▶ GIVEN TASK
Print exactly the lines from the first one down to the line containing "import React from", both ends included, with no pictures and nothing else.

▶ SOURCE MATERIAL
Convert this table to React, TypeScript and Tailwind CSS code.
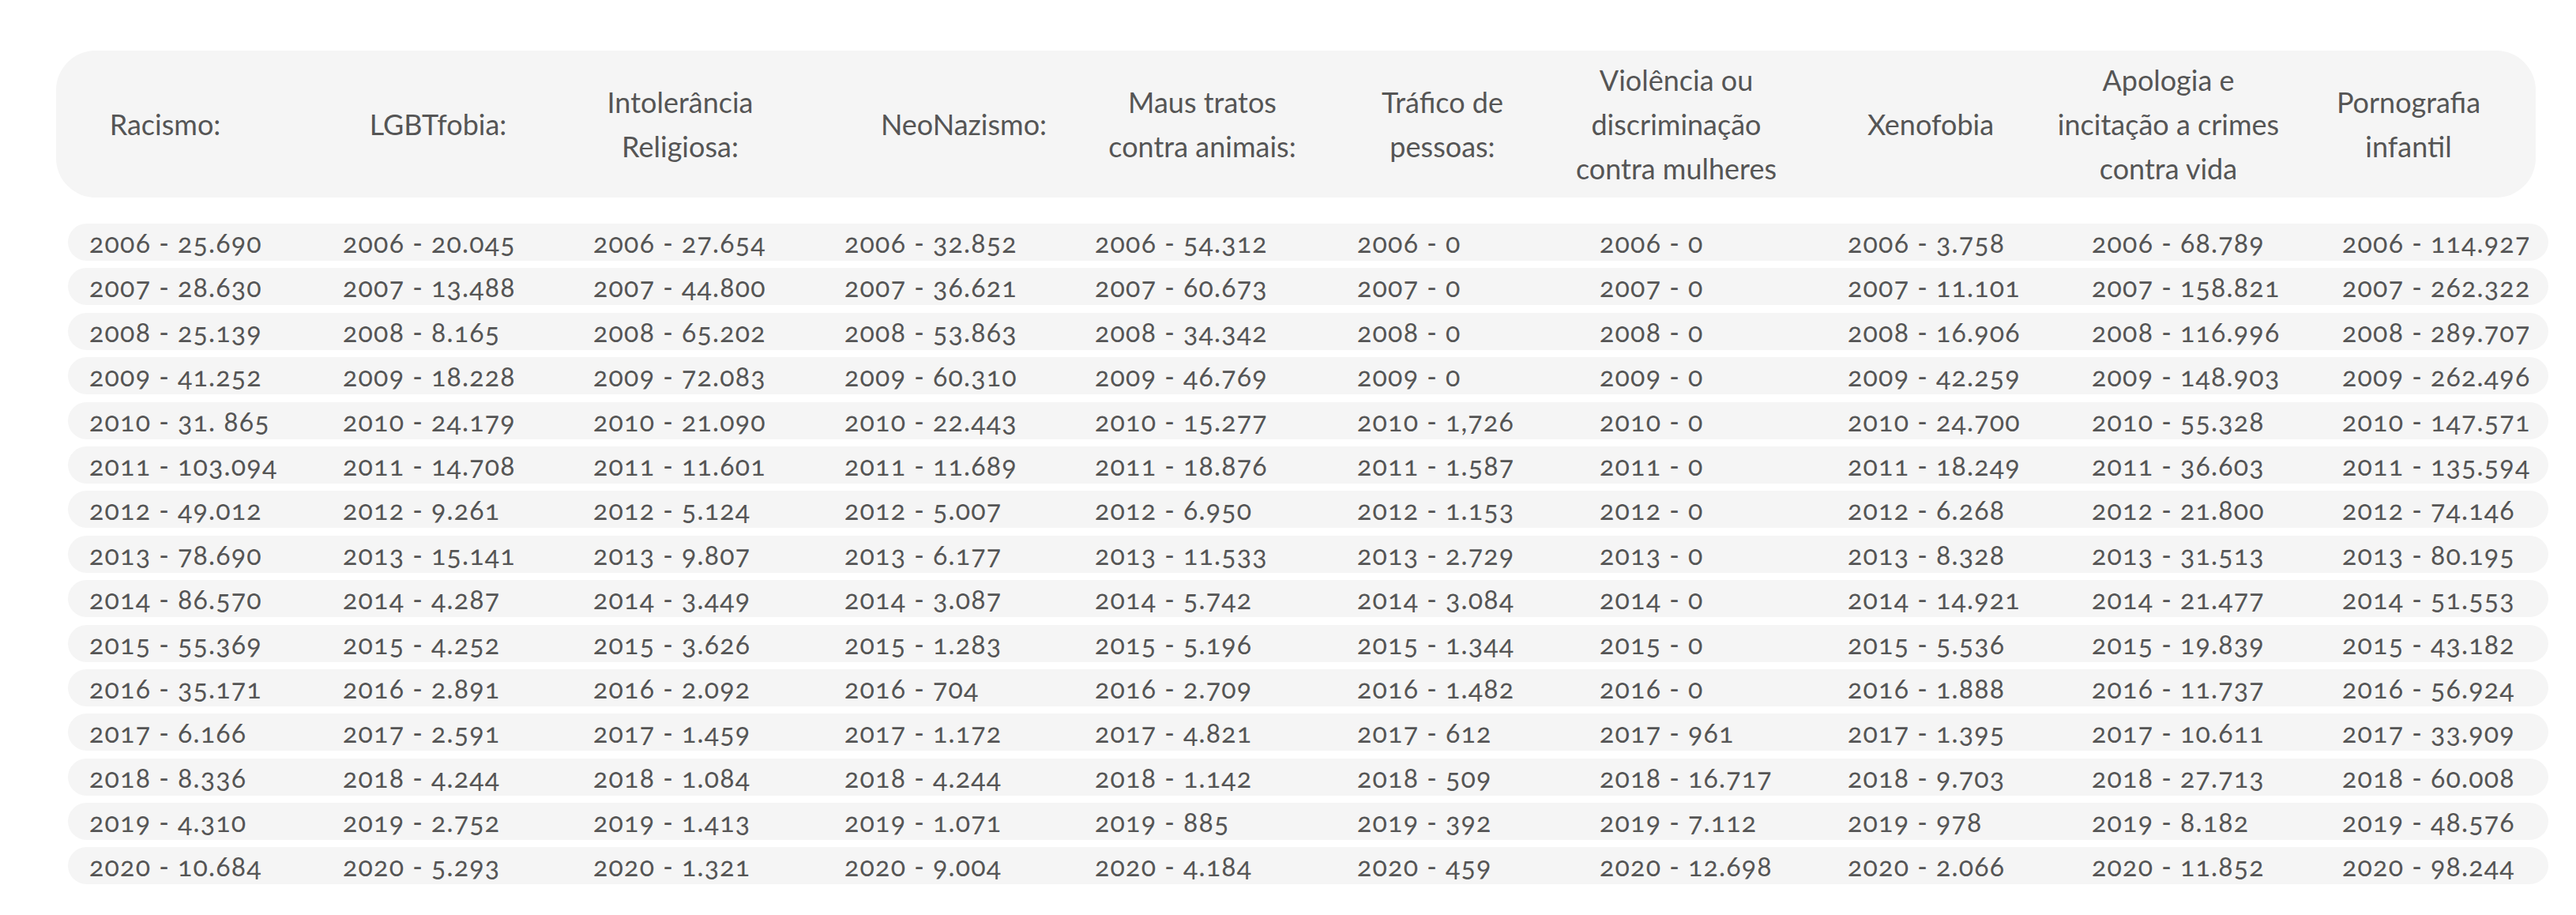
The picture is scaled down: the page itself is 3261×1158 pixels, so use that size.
import React from "react";

const headers: { lines: string[]; ml: string }[] = [
  { lines: ["Racismo:"], ml: "ml-[3px]" },
  { lines: ["LGBTfobia:"], ml: "ml-[75.5px]" },
  { lines: ["Intolerância", "Religiosa:"], ml: "ml-[36.5px]" },
  { lines: ["NeoNazismo:"], ml: "ml-[89px]" },
  { lines: ["Maus tratos", "contra animais:"], ml: "ml-[32px]" },
  { lines: ["Tráfico de", "pessoas:"], ml: "ml-[34px]" },
  { lines: ["Violência ou", "discriminação", "contra mulheres"], ml: "ml-[26px]" },
  { lines: ["Xenofobia"], ml: "ml-[52px]" },
  { lines: ["Apologia e", "incitação a crimes", "contra vida"], ml: "ml-[31px]" },
  { lines: ["Pornografia", "infantil"], ml: "ml-[34px]" },
];

const rows: [string, string[]][] = [
  ["2006", ["25.690", "20.045", "27.654", "32.852", "54.312", "0", "0", "3.758", "68.789", "114.927"]],
  ["2007", ["28.630", "13.488", "44.800", "36.621", "60.673", "0", "0", "11.101", "158.821", "262.322"]],
  ["2008", ["25.139", "8.165", "65.202", "53.863", "34.342", "0", "0", "16.906", "116.996", "289.707"]],
  ["2009", ["41.252", "18.228", "72.083", "60.310", "46.769", "0", "0", "42.259", "148.903", "262.496"]],
  ["2010", ["31. 865", "24.179", "21.090", "22.443", "15.277", "1,726", "0", "24.700", "55.328", "147.571"]],
  ["2011", ["103.094", "14.708", "11.601", "11.689", "18.876", "1.587", "0", "18.249", "36.603", "135.594"]],
  ["2012", ["49.012", "9.261", "5.124", "5.007", "6.950", "1.153", "0", "6.268", "21.800", "74.146"]],
  ["2013", ["78.690", "15.141", "9.807", "6.177", "11.533", "2.729", "0", "8.328", "31.513", "80.195"]],
  ["2014", ["86.570", "4.287", "3.449", "3.087", "5.742", "3.084", "0", "14.921", "21.477", "51.553"]],
  ["2015", ["55.369", "4.252", "3.626", "1.283", "5.196", "1.344", "0", "5.536", "19.839", "43.182"]],
  ["2016", ["35.171", "2.891", "2.092", "704", "2.709", "1.482", "0", "1.888", "11.737", "56.924"]],
  ["2017", ["6.166", "2.591", "1.459", "1.172", "4.821", "612", "961", "1.395", "10.611", "33.909"]],
  ["2018", ["8.336", "4.244", "1.084", "4.244", "1.142", "509", "16.717", "9.703", "27.713", "60.008"]],
  ["2019", ["4.310", "2.752", "1.413", "1.071", "885", "392", "7.112", "978", "8.182", "48.576"]],
  ["2020", ["10.684", "5.293", "1.321", "9.004", "4.184", "459", "12.698", "2.066", "11.852", "98.244"]],
];

export default function App() {
  return (
    <div
      className="w-[3261px] h-[1158px] bg-white text-[#555555] overflow-hidden"
      style={{ fontFamily: "Lato, 'Noto Sans', sans-serif" }}
    >
      <div className="pt-[64px] pl-[71px]">
        <div className="w-[3139px] h-[186px] rounded-[50px] bg-[#f5f5f5] flex items-center">
          {headers.map((h, i) => (
            <div
              key={i}
              className={`${h.ml} w-[270px] shrink-0 flex justify-center`}
            >
              <div className="text-center whitespace-nowrap text-[36px] leading-[56px]">
                {h.lines.map((l, j) => (
                  <div key={j}>{l}</div>
                ))}
              </div>
            </div>
          ))}
        </div>
      </div>
      <div className="mt-[33px] pl-[86px] flex flex-col gap-[9.4px]">
        {rows.map(([year, vals]) => (
          <div
            key={year}
            className="w-[3140px] h-[47px] rounded-full bg-[#f5f5f5] pl-[27px] grid grid-cols-[321px_317px_318px_317px_332px_307px_314px_309px_317px_1fr] items-center"
          >
            {vals.map((v, i) => (
              <div
                key={i}
                className="whitespace-nowrap text-[34px] leading-[47px] tracking-[1.2px] oldstyle-nums"
              >
                {year} - {v}
              </div>
            ))}
          </div>
        ))}
      </div>
    </div>
  );
}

▶ THE OUTPUT
Convert this table to React, TypeScript and Tailwind CSS code.
The picture is scaled down: the page itself is 3261×1158 pixels, so use that size.
import React from "react";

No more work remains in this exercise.